SHORT PROBLEM
Review the material and extract every line in which the word "page" occurs.
# start of MATERIAL SUPPLIED
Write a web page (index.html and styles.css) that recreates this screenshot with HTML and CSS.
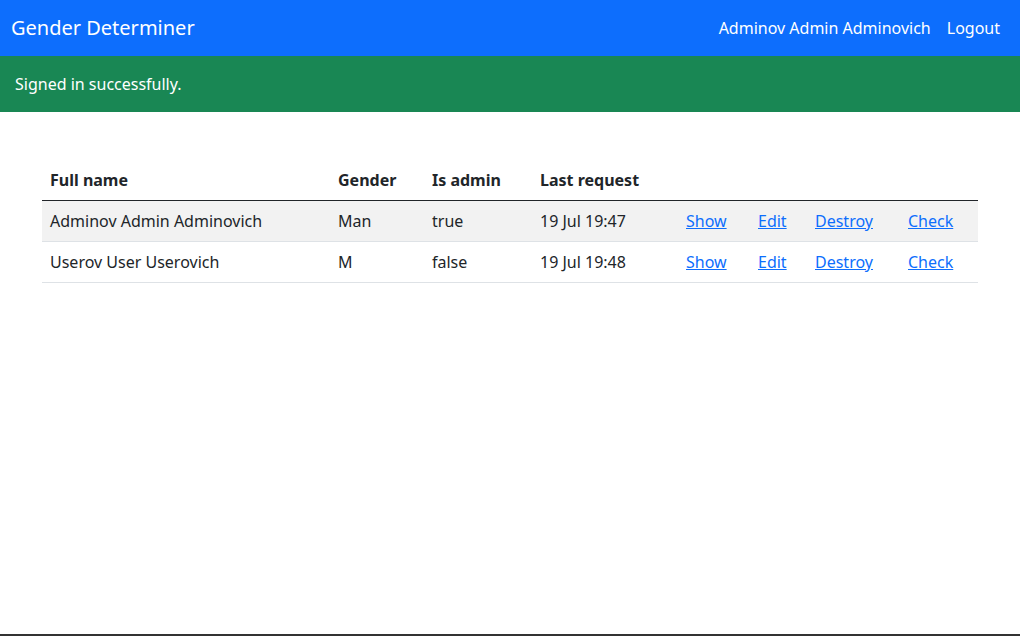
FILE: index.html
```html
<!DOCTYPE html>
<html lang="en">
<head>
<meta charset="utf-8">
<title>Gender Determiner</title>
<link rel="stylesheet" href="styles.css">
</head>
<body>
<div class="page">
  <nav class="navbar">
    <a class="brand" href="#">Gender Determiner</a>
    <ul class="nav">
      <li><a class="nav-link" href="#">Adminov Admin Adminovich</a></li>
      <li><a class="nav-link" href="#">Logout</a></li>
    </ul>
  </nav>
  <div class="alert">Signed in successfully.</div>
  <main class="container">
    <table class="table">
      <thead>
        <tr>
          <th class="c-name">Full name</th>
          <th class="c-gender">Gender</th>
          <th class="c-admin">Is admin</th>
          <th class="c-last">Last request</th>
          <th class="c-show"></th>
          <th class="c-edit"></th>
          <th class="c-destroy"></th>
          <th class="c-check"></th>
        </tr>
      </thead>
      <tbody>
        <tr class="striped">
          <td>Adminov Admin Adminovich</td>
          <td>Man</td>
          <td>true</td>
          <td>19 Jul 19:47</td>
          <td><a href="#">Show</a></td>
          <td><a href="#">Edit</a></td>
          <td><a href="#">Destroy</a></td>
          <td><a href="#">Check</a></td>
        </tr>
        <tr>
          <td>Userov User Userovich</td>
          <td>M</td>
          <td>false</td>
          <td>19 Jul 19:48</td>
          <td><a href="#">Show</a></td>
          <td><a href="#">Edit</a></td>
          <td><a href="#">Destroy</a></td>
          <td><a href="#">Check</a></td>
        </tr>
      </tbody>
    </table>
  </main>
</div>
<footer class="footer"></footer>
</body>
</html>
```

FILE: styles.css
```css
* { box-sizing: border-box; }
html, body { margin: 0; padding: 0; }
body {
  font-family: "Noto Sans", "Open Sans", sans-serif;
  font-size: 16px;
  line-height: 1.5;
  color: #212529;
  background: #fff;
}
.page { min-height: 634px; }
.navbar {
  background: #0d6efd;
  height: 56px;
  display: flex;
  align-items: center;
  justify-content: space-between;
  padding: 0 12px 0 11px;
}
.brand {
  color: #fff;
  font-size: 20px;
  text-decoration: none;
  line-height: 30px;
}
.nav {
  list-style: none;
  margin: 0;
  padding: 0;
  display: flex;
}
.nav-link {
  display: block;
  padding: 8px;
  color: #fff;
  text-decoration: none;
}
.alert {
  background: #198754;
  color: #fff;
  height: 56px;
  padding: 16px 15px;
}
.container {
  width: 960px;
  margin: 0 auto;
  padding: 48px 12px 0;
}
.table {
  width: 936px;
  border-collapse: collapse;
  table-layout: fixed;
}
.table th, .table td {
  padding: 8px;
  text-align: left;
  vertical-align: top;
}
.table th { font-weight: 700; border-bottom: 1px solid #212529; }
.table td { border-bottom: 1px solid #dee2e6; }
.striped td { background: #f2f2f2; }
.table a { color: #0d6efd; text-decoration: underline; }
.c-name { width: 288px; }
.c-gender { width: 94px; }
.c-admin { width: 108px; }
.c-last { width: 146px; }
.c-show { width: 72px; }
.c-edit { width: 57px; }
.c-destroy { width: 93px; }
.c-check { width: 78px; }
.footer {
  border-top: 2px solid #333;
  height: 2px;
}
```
# end of MATERIAL SUPPLIED
# start of MATERIAL SUPPLIED
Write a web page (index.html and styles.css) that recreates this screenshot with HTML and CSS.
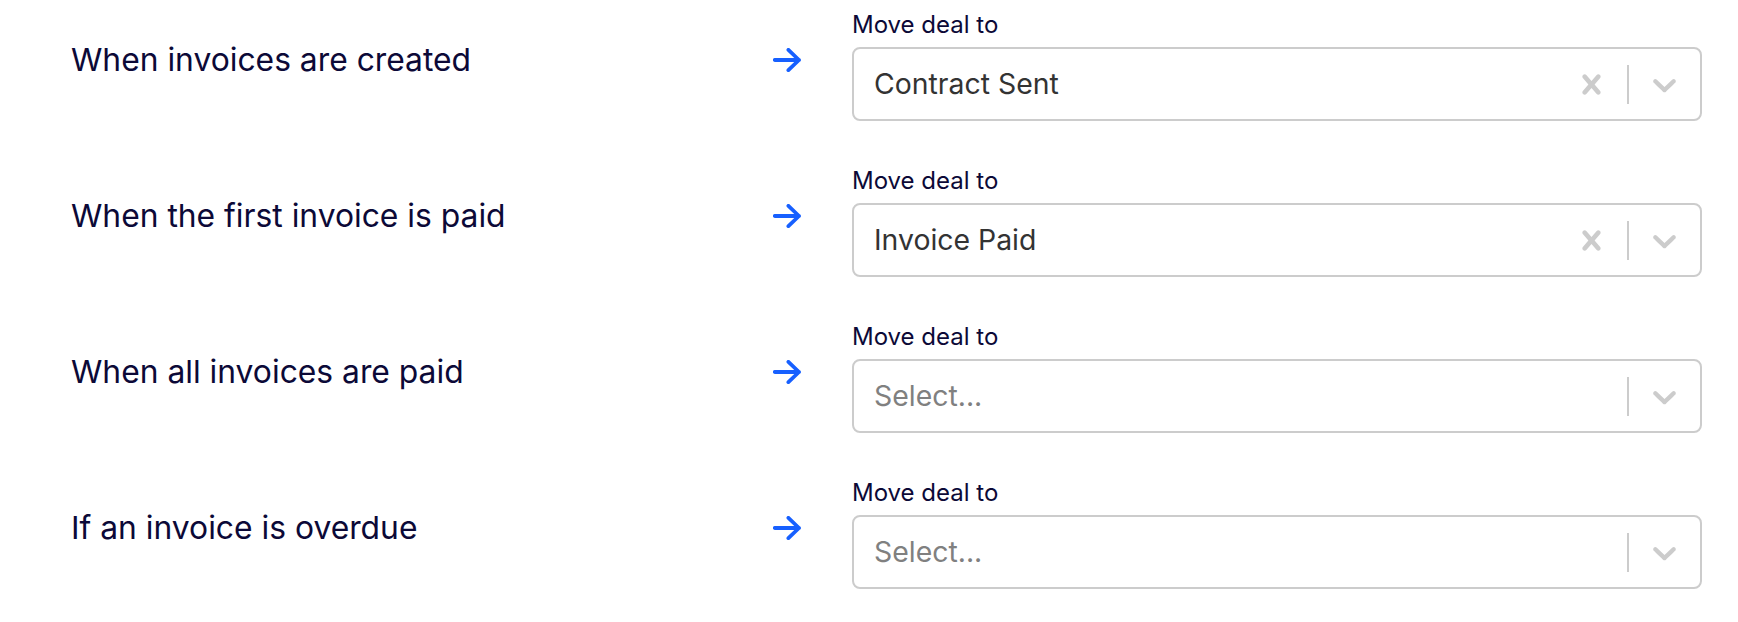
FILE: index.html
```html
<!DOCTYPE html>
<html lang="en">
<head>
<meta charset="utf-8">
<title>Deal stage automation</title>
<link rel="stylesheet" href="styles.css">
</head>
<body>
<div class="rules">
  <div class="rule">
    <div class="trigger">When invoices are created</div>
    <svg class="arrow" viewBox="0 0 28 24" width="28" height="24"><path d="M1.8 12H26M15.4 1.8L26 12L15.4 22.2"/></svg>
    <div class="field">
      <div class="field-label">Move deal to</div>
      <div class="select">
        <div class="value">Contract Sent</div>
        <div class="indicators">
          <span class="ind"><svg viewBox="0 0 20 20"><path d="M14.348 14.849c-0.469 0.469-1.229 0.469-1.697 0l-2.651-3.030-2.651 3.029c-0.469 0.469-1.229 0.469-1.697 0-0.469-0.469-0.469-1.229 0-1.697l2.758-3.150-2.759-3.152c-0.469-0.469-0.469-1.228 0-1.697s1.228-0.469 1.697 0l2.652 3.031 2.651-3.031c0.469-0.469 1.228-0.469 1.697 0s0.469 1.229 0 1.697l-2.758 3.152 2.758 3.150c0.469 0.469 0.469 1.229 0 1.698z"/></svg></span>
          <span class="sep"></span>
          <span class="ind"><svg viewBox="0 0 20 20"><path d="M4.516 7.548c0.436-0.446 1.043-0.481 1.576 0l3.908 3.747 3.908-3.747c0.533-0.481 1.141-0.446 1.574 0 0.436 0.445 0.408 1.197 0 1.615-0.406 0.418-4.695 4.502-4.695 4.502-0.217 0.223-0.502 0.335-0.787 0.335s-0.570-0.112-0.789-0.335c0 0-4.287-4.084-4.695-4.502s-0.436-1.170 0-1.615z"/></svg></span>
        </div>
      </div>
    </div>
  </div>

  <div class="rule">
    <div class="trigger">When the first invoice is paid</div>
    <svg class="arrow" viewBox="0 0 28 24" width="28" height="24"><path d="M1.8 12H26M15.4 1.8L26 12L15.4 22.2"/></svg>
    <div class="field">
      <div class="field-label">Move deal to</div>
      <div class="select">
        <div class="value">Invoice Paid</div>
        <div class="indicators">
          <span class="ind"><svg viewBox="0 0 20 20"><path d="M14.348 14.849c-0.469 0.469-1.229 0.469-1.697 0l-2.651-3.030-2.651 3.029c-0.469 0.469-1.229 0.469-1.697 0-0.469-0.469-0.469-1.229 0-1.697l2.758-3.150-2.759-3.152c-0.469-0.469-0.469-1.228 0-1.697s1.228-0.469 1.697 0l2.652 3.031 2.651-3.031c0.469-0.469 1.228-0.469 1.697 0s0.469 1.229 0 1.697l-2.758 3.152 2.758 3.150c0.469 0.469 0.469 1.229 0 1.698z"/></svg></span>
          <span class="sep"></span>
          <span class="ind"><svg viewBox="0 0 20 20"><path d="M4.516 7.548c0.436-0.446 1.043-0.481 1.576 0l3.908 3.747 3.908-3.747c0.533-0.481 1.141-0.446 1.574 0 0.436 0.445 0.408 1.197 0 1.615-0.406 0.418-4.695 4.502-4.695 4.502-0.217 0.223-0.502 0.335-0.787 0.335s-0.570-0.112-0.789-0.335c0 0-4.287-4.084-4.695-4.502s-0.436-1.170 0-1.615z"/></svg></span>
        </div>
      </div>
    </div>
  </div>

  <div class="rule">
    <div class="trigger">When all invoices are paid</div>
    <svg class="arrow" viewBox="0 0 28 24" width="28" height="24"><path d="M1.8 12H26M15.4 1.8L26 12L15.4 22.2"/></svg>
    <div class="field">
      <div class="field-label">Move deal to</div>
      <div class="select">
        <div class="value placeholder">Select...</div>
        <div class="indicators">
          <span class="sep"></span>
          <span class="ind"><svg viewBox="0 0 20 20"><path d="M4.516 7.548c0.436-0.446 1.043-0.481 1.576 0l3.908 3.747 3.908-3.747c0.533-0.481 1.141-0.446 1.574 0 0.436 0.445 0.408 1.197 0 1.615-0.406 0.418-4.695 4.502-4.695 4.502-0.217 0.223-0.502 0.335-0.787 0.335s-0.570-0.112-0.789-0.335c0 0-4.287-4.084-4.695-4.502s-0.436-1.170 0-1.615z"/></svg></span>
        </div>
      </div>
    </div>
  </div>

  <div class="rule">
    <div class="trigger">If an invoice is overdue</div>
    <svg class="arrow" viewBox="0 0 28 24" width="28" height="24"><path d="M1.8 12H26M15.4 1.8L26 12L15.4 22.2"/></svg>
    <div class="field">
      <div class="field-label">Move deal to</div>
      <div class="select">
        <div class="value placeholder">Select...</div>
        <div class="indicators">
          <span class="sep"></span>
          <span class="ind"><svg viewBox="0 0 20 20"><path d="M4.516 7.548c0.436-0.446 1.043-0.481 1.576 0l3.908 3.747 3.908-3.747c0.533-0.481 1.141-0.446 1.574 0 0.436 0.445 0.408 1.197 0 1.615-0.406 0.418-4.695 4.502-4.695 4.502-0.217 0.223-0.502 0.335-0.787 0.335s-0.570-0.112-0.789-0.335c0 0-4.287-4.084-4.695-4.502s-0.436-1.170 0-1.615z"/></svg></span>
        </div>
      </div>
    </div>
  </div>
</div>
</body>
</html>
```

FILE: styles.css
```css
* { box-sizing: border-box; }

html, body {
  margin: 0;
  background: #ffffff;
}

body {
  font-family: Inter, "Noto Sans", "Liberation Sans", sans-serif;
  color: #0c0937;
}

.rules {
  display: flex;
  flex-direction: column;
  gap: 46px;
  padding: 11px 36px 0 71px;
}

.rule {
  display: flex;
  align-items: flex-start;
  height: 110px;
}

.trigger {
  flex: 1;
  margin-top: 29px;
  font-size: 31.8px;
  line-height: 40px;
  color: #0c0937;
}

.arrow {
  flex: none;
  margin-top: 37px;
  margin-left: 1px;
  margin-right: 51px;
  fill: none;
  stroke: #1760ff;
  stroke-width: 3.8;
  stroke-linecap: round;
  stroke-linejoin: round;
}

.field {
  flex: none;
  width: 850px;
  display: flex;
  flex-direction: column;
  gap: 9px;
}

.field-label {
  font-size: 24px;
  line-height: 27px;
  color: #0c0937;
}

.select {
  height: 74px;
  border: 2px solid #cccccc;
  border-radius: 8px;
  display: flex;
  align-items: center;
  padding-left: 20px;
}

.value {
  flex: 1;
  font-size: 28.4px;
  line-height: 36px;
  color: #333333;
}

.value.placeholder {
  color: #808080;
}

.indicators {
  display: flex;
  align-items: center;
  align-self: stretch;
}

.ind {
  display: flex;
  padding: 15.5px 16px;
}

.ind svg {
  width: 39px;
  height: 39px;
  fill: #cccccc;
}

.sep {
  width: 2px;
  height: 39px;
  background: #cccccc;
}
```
# end of MATERIAL SUPPLIED
SOLUTION
Write a web page (index.html and styles.css) that recreates this screenshot with HTML and CSS.
<div class="page">
.page { min-height: 634px; }
Write a web page (index.html and styles.css) that recreates this screenshot with HTML and CSS.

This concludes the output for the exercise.